**Exercise**. In the entries below, find the lines that contain the word "screenshot" and copy them.

**Records provided**.

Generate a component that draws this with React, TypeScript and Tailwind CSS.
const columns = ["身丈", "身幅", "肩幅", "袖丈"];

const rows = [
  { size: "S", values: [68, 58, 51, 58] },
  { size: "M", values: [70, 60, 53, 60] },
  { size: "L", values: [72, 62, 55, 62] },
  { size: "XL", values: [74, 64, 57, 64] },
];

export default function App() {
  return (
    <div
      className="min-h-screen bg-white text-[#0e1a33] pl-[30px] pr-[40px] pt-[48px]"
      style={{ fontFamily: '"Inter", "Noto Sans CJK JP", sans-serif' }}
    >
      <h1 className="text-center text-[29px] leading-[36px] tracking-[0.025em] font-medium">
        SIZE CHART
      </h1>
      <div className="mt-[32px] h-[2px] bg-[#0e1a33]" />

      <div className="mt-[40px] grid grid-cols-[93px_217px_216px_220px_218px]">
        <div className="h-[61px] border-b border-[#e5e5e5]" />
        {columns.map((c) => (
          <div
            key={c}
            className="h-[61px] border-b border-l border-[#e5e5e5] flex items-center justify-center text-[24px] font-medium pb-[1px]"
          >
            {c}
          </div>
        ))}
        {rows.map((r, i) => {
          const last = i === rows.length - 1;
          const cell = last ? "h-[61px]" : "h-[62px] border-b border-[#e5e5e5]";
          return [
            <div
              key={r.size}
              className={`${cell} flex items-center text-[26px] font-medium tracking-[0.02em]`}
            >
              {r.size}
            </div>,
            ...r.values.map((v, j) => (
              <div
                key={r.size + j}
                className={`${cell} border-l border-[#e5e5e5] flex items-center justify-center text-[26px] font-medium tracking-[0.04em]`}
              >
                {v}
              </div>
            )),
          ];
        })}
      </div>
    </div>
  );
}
==
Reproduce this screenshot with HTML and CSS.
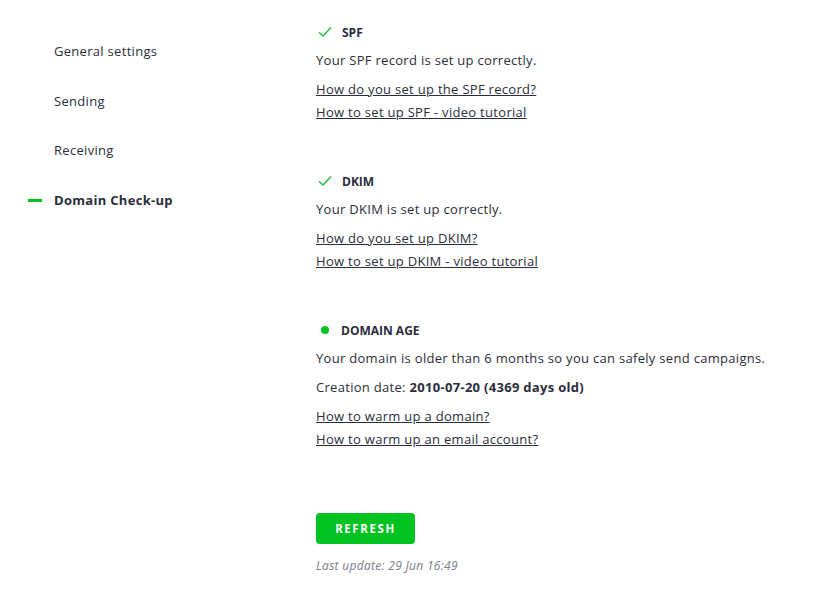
--
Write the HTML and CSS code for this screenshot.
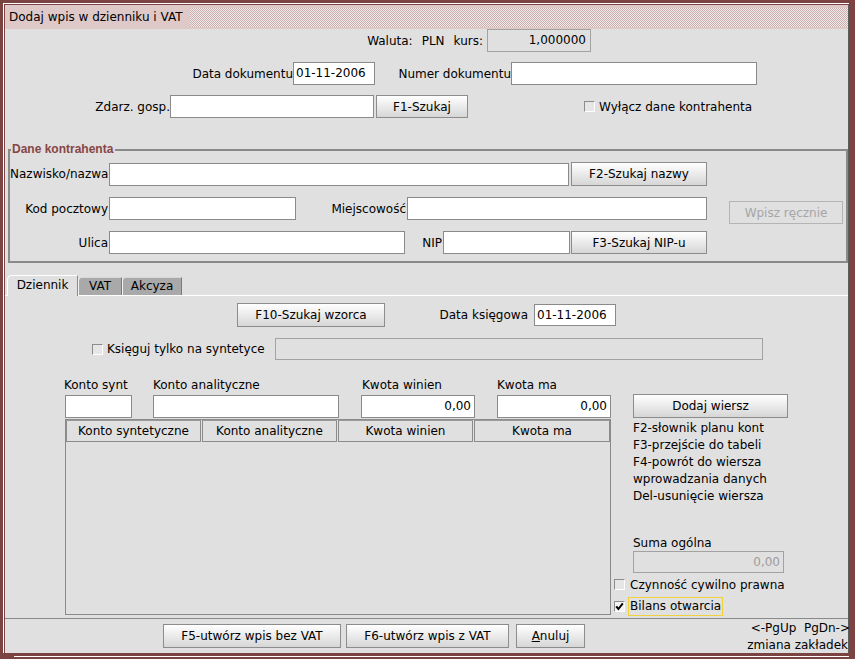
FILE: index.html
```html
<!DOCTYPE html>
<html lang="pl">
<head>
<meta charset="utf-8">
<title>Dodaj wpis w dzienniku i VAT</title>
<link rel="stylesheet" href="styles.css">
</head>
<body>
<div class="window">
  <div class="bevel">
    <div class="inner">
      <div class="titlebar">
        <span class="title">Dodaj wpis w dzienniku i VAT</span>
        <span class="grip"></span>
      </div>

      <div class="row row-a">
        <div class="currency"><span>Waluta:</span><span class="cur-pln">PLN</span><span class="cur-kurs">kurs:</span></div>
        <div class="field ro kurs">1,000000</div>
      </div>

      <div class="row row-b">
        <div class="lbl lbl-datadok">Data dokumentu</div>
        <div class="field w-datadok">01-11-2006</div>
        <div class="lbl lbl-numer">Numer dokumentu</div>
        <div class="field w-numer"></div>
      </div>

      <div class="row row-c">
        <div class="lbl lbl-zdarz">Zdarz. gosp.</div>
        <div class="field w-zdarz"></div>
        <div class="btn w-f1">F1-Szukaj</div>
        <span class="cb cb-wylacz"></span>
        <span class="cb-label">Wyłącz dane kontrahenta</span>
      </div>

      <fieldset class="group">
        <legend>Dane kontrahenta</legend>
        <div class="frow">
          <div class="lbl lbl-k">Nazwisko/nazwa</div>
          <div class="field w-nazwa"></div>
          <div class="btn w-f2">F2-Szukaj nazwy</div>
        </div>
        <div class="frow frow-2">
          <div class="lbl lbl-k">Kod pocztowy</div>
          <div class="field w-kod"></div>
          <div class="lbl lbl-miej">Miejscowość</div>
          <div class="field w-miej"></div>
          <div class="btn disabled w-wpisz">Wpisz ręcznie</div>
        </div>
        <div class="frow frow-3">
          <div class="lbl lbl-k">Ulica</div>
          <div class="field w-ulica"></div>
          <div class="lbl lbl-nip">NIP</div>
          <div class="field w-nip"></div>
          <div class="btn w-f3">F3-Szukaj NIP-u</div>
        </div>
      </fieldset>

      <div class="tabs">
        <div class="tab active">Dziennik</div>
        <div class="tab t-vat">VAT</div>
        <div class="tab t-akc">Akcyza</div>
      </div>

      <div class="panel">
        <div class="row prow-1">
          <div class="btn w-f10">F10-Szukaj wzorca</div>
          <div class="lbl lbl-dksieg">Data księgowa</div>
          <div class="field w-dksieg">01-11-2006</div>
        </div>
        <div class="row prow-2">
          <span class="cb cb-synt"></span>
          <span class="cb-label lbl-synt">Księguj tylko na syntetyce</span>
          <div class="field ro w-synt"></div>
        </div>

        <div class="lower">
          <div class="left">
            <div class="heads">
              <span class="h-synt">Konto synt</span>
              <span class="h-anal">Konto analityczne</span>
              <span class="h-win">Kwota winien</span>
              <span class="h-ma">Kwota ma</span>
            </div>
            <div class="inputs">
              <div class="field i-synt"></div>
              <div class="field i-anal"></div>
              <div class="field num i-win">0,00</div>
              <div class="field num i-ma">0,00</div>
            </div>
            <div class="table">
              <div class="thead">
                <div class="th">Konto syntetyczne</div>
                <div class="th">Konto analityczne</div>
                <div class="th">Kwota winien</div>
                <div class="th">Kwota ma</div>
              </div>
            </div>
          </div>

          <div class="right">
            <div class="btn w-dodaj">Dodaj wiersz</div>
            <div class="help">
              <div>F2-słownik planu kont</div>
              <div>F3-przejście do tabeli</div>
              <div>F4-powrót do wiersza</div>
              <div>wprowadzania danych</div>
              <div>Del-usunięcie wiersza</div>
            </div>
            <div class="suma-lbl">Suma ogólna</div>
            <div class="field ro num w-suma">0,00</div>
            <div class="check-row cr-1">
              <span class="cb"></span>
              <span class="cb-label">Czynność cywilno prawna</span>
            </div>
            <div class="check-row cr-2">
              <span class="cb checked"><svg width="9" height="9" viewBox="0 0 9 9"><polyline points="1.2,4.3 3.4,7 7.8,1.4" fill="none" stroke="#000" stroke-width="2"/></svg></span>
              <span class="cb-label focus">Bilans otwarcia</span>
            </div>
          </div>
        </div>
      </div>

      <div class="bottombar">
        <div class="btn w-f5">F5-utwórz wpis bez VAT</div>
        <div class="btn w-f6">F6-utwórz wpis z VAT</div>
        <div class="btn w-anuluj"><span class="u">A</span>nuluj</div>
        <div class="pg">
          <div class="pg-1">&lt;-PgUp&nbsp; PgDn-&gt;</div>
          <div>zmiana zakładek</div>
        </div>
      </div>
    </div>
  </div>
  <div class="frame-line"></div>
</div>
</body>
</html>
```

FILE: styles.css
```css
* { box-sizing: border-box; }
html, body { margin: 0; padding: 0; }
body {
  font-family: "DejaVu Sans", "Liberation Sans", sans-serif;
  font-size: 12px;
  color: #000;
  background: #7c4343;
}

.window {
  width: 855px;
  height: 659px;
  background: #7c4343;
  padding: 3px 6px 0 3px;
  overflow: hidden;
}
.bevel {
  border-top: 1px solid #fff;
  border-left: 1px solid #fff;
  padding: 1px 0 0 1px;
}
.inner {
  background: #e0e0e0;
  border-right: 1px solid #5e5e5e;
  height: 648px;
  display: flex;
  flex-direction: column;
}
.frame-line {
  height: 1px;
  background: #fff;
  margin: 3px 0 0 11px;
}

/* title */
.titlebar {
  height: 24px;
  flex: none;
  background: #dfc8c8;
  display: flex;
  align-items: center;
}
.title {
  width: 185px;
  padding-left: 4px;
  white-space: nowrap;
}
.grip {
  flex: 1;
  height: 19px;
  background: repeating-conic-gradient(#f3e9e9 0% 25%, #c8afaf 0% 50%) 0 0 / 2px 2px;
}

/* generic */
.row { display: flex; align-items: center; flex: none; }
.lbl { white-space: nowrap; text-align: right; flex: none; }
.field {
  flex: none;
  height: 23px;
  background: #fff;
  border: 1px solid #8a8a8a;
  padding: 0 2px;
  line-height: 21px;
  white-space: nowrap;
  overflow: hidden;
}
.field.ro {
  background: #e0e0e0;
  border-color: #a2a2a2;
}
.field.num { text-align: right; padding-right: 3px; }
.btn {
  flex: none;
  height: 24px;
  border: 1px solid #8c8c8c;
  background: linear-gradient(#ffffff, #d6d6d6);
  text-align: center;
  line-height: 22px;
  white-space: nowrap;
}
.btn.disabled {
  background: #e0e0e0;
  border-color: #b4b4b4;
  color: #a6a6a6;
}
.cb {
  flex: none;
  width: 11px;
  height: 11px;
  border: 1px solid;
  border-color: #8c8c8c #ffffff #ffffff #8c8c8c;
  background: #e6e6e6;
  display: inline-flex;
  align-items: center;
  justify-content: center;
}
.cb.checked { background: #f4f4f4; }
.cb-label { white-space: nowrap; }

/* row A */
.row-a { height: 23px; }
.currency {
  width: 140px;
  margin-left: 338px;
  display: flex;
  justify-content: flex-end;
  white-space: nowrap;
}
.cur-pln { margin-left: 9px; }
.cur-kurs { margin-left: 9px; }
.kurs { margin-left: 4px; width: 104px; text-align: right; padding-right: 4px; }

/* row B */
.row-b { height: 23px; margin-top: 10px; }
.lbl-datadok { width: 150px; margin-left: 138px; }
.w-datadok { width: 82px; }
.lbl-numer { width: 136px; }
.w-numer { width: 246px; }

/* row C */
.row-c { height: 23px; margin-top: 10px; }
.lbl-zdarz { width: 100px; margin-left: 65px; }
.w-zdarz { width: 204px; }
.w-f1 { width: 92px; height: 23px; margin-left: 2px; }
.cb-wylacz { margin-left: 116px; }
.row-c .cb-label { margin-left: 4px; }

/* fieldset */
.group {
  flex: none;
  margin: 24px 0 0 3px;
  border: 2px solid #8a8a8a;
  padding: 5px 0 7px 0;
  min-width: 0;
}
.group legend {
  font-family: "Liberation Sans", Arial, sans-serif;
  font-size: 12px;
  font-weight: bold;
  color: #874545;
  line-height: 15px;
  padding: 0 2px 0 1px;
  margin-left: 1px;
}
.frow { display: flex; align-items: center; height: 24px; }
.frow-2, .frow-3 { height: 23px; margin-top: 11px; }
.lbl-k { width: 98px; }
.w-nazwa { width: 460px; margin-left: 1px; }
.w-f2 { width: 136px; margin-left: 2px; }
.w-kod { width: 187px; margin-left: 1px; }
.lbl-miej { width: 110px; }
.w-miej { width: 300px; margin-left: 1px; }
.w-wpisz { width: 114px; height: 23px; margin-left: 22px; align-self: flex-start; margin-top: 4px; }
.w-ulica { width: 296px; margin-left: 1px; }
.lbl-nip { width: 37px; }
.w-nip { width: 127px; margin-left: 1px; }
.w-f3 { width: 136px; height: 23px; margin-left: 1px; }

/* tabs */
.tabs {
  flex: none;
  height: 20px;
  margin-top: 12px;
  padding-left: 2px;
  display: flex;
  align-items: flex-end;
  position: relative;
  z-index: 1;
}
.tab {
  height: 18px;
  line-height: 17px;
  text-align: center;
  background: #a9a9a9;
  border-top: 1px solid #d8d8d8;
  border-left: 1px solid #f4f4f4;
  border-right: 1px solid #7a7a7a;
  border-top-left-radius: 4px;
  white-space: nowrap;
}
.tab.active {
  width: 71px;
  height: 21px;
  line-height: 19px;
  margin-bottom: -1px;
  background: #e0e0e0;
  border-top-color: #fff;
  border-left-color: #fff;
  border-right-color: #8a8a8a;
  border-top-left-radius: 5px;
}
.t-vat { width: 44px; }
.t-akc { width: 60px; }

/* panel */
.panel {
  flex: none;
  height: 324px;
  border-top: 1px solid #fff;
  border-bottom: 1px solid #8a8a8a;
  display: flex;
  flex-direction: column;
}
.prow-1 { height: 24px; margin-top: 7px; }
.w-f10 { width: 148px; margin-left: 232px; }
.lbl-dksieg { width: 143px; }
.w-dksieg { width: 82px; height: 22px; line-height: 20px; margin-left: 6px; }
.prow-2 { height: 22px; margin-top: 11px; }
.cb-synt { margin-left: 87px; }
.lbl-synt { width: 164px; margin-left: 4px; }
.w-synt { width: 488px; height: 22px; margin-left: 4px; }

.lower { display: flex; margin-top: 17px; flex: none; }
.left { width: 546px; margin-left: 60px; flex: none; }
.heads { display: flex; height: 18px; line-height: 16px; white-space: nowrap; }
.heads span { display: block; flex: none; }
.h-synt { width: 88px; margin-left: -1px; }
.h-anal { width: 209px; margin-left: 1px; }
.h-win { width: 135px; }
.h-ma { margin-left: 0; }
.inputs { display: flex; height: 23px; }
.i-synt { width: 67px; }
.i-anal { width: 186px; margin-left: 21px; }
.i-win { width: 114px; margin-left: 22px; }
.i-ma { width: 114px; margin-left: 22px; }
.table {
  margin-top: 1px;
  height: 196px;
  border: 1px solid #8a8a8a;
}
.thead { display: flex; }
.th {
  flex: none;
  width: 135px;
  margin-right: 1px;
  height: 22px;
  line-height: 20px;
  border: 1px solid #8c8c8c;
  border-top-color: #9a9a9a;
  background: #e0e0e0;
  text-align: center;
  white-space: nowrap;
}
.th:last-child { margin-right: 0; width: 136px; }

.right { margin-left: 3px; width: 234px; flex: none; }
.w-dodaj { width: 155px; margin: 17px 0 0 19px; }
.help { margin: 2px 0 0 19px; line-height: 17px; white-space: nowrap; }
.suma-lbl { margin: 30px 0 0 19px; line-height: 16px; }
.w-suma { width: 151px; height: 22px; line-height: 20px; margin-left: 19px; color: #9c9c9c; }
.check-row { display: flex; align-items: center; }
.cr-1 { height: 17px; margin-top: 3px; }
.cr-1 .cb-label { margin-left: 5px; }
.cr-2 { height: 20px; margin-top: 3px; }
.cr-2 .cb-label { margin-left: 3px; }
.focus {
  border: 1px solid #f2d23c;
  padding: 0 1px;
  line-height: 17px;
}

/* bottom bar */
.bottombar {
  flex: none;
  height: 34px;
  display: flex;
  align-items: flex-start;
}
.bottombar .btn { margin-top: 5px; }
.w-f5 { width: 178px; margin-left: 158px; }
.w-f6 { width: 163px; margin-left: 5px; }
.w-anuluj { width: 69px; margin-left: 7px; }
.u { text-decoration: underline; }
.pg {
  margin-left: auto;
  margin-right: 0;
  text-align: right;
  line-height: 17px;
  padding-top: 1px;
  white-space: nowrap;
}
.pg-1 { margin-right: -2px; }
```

**Finished task**.
Reproduce this screenshot with HTML and CSS.
Write the HTML and CSS code for this screenshot.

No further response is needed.